▸ **Exercise task**:
In the records below, find each line containing the word "with" and copy it.

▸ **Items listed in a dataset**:
━━━━━━━━

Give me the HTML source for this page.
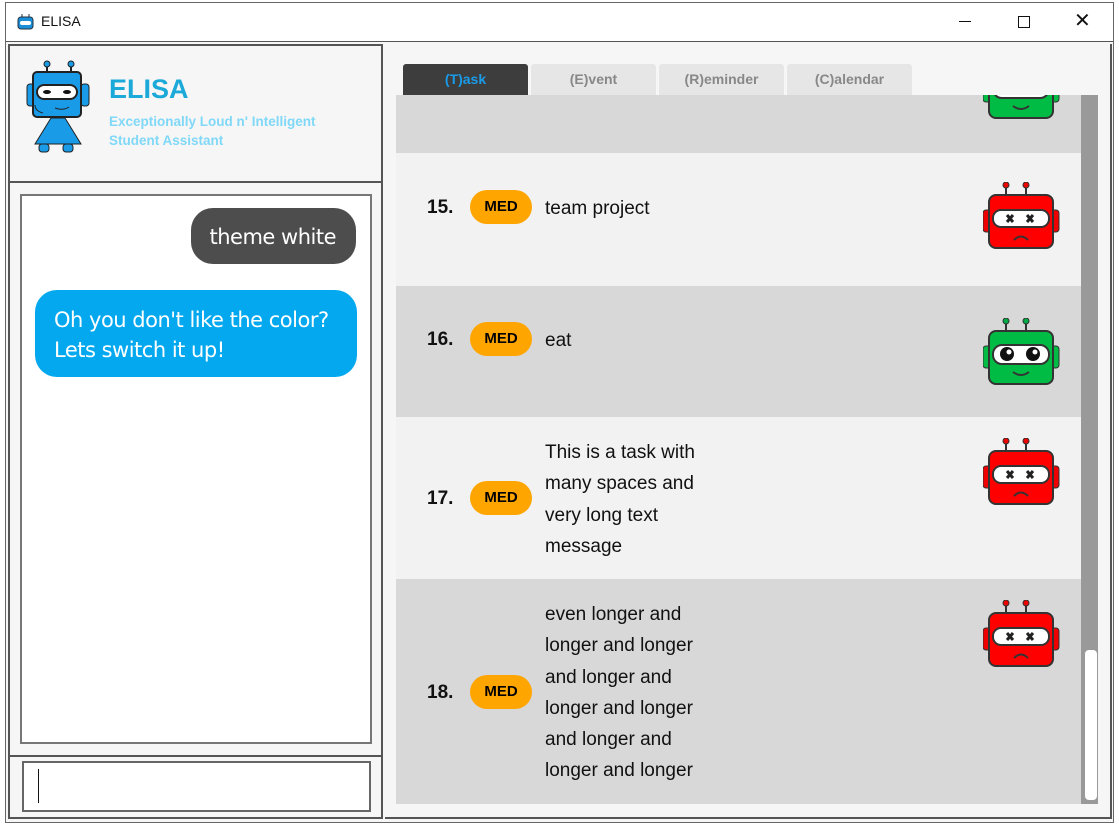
<!DOCTYPE html>
<html><head><meta charset="utf-8"><style>
*{margin:0;padding:0;box-sizing:border-box}
body{width:1119px;height:826px;background:#fff;position:relative;overflow:hidden;font-family:"Liberation Sans",sans-serif}
.a{position:absolute}
.row{position:absolute;left:396px;width:685px}
.num{position:absolute;left:427px;font-size:19px;font-weight:bold;color:#111}
.med{position:absolute;left:470px;width:62px;height:34px;border-radius:17px;background:#ffa500;font-weight:bold;font-size:15px;text-align:center;line-height:34px;color:#000}
.txt{position:absolute;left:545px;font-size:19px;line-height:31.3px;color:#111}
.tab{position:absolute;top:64px;height:31px;width:125px;border-radius:3px 3px 0 0;background:#e6e6e6;color:#888;font-weight:bold;font-size:14px;text-align:center;line-height:30px}
</style></head><body>
<svg width="0" height="0" style="position:absolute">
<symbol id="red" viewBox="0 0 80 70"><line x1="23" y1="4" x2="23" y2="14" stroke="#333" stroke-width="2"/><line x1="43" y1="4" x2="43" y2="14" stroke="#333" stroke-width="2"/><circle cx="23" cy="3" r="3" fill="#e00" stroke="#333"/><circle cx="43" cy="3" r="3" fill="#e00" stroke="#333"/><rect x="0" y="28" width="8" height="22" rx="3" fill="#e00" stroke="#333"/><rect x="68" y="28" width="8" height="22" rx="3" fill="#e00" stroke="#333"/><rect x="6" y="13" width="64" height="53" rx="7" fill="#f00" stroke="#333" stroke-width="2"/><rect x="10" y="28" width="56" height="17" rx="8" fill="#fff" stroke="#333" stroke-width="2"/><path d="M24 33l6 7M30 33l-6 7M44 33l6 7M50 33l-6 7" stroke="#222" stroke-width="3"/><path d="M31 58q7-7 14 0" stroke="#333" stroke-width="2" fill="none"/></symbol>
<symbol id="grn" viewBox="0 0 80 70"><line x1="23" y1="4" x2="23" y2="14" stroke="#333" stroke-width="2"/><line x1="43" y1="4" x2="43" y2="14" stroke="#333" stroke-width="2"/><circle cx="23" cy="3" r="3" fill="#0a4" stroke="#333"/><circle cx="43" cy="3" r="3" fill="#0a4" stroke="#333"/><rect x="0" y="28" width="8" height="22" rx="3" fill="#0b4" stroke="#333"/><rect x="68" y="28" width="8" height="22" rx="3" fill="#0b4" stroke="#333"/><rect x="6" y="13" width="64" height="53" rx="7" fill="#0b4" stroke="#333" stroke-width="2"/><rect x="10" y="27" width="56" height="19" rx="9" fill="#fff" stroke="#333" stroke-width="2"/><circle cx="24" cy="36" r="7" fill="#111"/><circle cx="50" cy="36" r="7" fill="#111"/><circle cx="26" cy="34" r="2.5" fill="#fff"/><circle cx="52" cy="34" r="2.5" fill="#fff"/><path d="M30 54q8 6 16 0" stroke="#333" stroke-width="2" fill="none"/></symbol>
</svg>
<div class="a" style="left:5px;top:2px;width:1109px;height:821px;border:1px solid #666;background:#f6f6f6"></div>
<div class="a" style="left:6px;top:3px;width:1107px;height:39px;background:#fff;border-bottom:1px solid #555"></div>
<svg class="a" style="left:16px;top:13px" width="19" height="17" viewBox="0 0 19 17"><rect x="2" y="4" width="15" height="12" rx="3" fill="#1a8fd8" stroke="#234"/><rect x="4" y="8" width="11" height="4" rx="2" fill="#fff"/><line x1="6" y1="1" x2="6" y2="4" stroke="#234"/><line x1="13" y1="1" x2="13" y2="4" stroke="#234"/></svg>
<div class="a" style="left:41px;top:13px;font-size:14px;color:#111">ELISA</div>
<div class="a" style="left:959px;top:21px;width:12px;height:1px;background:#111"></div>
<div class="a" style="left:1018px;top:16px;width:12px;height:12px;border:1px solid #111"></div>
<div class="a" style="left:1074px;top:8px;font-size:20px;color:#111">✕</div>
<div class="a" style="left:8px;top:44px;width:375px;height:775px;border:2px solid #555;background:#f6f6f6"></div>
<div class="a" style="left:8px;top:181px;width:375px;height:2px;background:#555"></div>
<div class="a" style="left:8px;top:755px;width:375px;height:2px;background:#555"></div>
<svg class="a" style="left:25px;top:60px" width="70" height="95" viewBox="0 0 70 95"><line x1="22" y1="4" x2="22" y2="12" stroke="#222" stroke-width="2"/><line x1="46" y1="4" x2="46" y2="12" stroke="#222" stroke-width="2"/><circle cx="22" cy="4" r="3" fill="#1a9be8" stroke="#222"/><circle cx="46" cy="4" r="3" fill="#1a9be8" stroke="#222"/><rect x="2" y="24" width="8" height="22" rx="3" fill="#1a9be8" stroke="#222"/><rect x="56" y="24" width="8" height="22" rx="3" fill="#1a9be8" stroke="#222"/><path d="M26 58L10 84h46L40 58z" fill="#1a9be8" stroke="#222"/><rect x="14" y="84" width="10" height="8" rx="3" fill="#1a9be8" stroke="#222"/><rect x="38" y="84" width="10" height="8" rx="3" fill="#1a9be8" stroke="#222"/><rect x="8" y="12" width="48" height="45" rx="4" fill="#1a9be8" stroke="#222" stroke-width="2"/><rect x="12" y="25" width="40" height="14" rx="7" fill="#fff" stroke="#222" stroke-width="2"/><ellipse cx="22" cy="32" rx="4" ry="2" fill="#111"/><ellipse cx="42" cy="32" rx="4" ry="2" fill="#111"/><path d="M30 48q8 3 14-1" stroke="#222" fill="none"/><path d="M10 45q0 6 8 8" stroke="#222" fill="none"/></svg>
<div class="a" style="left:109px;top:74px;font-size:27px;font-weight:bold;color:#1aa9d9">ELISA</div>
<div class="a" style="left:109px;top:112px;font-size:13.5px;font-weight:bold;color:#80d8f8;line-height:19px">Exceptionally Loud n' Intelligent<br>Student Assistant</div>
<div class="a" style="left:20px;top:194px;width:352px;height:550px;border:2px solid #777;background:#fff"></div>
<div class="a" style="left:191px;top:208px;width:165px;height:56px;border-radius:22px;background:#4d4d4d;color:#fff;font-size:21px;line-height:58px;text-align:right;padding-right:20px;font-family:'Comic Sans MS','DejaVu Sans',sans-serif;letter-spacing:-0.5px">theme white</div>
<div class="a" style="left:35px;top:290px;width:322px;height:87px;border-radius:22px;background:#03a8ef;color:#fff;font-size:21px;line-height:30px;padding:15px 0 0 19px;font-family:'Comic Sans MS','DejaVu Sans',sans-serif;letter-spacing:-0.5px">Oh you don't like the color?<br>Lets switch it up!</div>
<div class="a" style="left:22px;top:761px;width:349px;height:51px;border:2px solid #666;background:#fff"></div>
<div class="a" style="left:38px;top:769px;width:1px;height:34px;background:#111"></div>
<div class="a" style="left:385px;top:44px;width:727px;height:775px;border-right:2px solid #555;border-bottom:2px solid #555;background:#f6f6f6"></div>
<div class="tab" style="left:403px;background:#3d3d3d;color:#1a9be8">(T)ask</div>
<div class="tab" style="left:531px">(E)vent</div>
<div class="tab" style="left:659px">(R)eminder</div>
<div class="tab" style="left:787px">(C)alendar</div>
<div class="a" style="left:1081px;top:95px;width:17px;height:709px;background:#999"></div>
<div class="a" style="left:1085px;top:650px;width:12px;height:150px;border-radius:4px;background:#fff"></div>
<div class="row" style="top:95px;height:58px;background:#d8d8d8;overflow:hidden"><svg style="position:absolute;left:587px;top:-43px" width="80" height="70"><use href="#grn"/></svg></div>
<div class="row" style="top:153px;height:133px;background:#f2f2f2"></div>
<div class="row" style="top:286px;height:131px;background:#d8d8d8"></div>
<div class="row" style="top:417px;height:162px;background:#f2f2f2"></div>
<div class="row" style="top:579px;height:225px;background:#d8d8d8"></div>
<div class="num" style="top:197px">15.</div><div class="med" style="top:190px">MED</div><div class="txt" style="top:193px">team project</div>
<div class="num" style="top:329px">16.</div><div class="med" style="top:322px">MED</div><div class="txt" style="top:325px">eat</div>
<div class="num" style="top:488px">17.</div><div class="med" style="top:481px">MED</div><div class="txt" style="top:437px">This is a task with<br>many spaces and<br>very long text<br>message</div>
<div class="num" style="top:682px">18.</div><div class="med" style="top:675px">MED</div><div class="txt" style="top:599px">even longer and<br>longer and longer<br>and longer and<br>longer and longer<br>and longer and<br>longer and longer</div>
<svg class="a" style="left:983px;top:182px" width="80" height="70"><use href="#red"/></svg>
<svg class="a" style="left:983px;top:318px" width="80" height="70"><use href="#grn"/></svg>
<svg class="a" style="left:983px;top:438px" width="80" height="70"><use href="#red"/></svg>
<svg class="a" style="left:983px;top:600px" width="80" height="70"><use href="#red"/></svg>
</body></html>
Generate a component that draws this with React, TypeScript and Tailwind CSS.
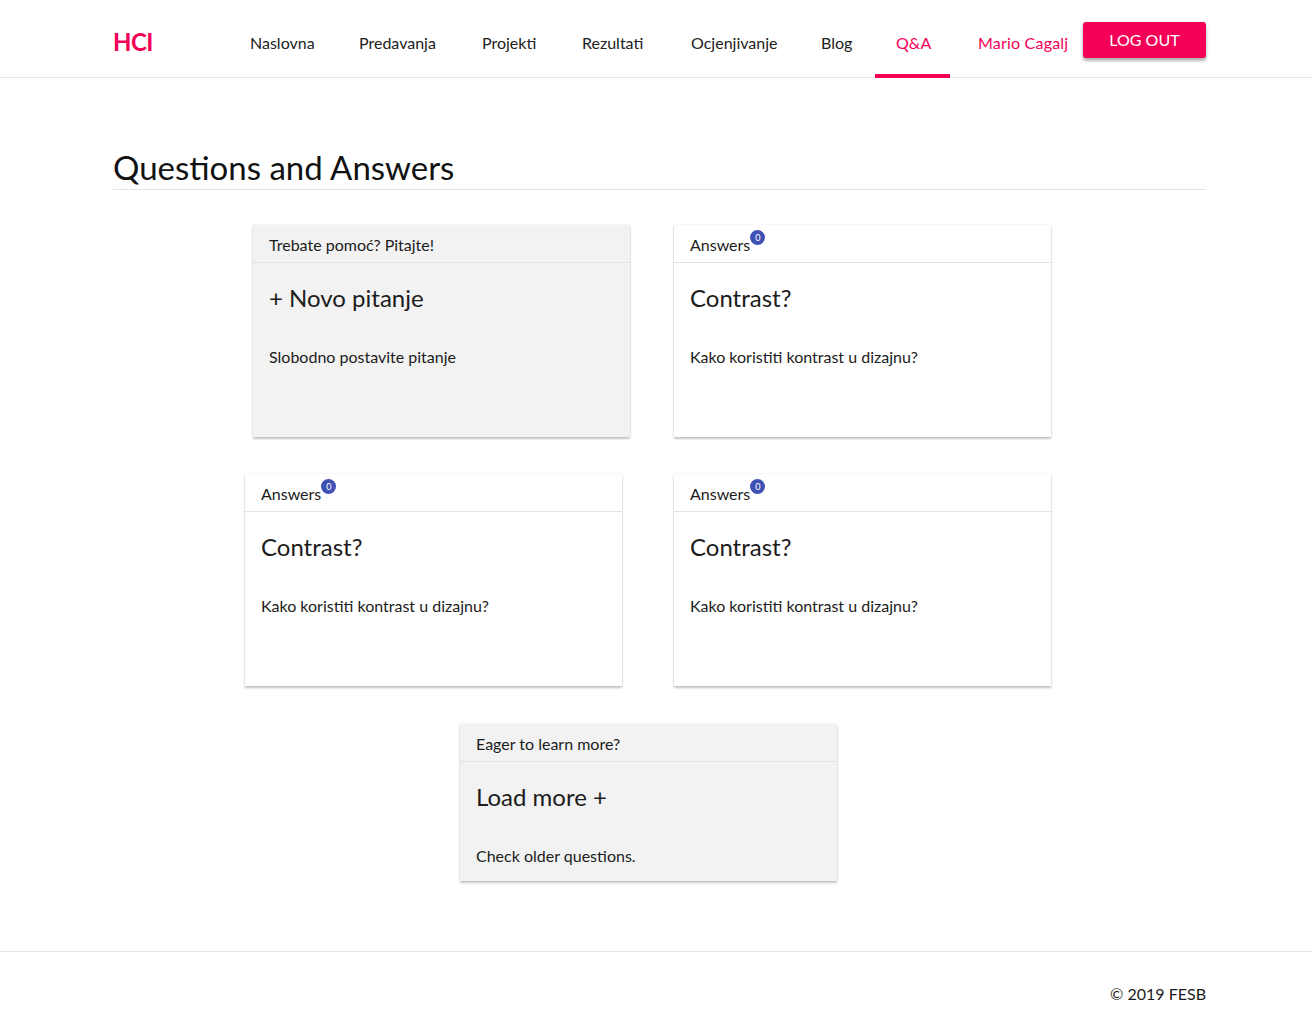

━━━━━━━━

▸ **Response**:
<div class="num" style="top:488px">17.</div><div class="med" style="top:481px">MED</div><div class="txt" style="top:437px">This is a task with<br>many spaces and<br>very long text<br>message</div>
Generate a component that draws this with React, TypeScript and Tailwind CSS.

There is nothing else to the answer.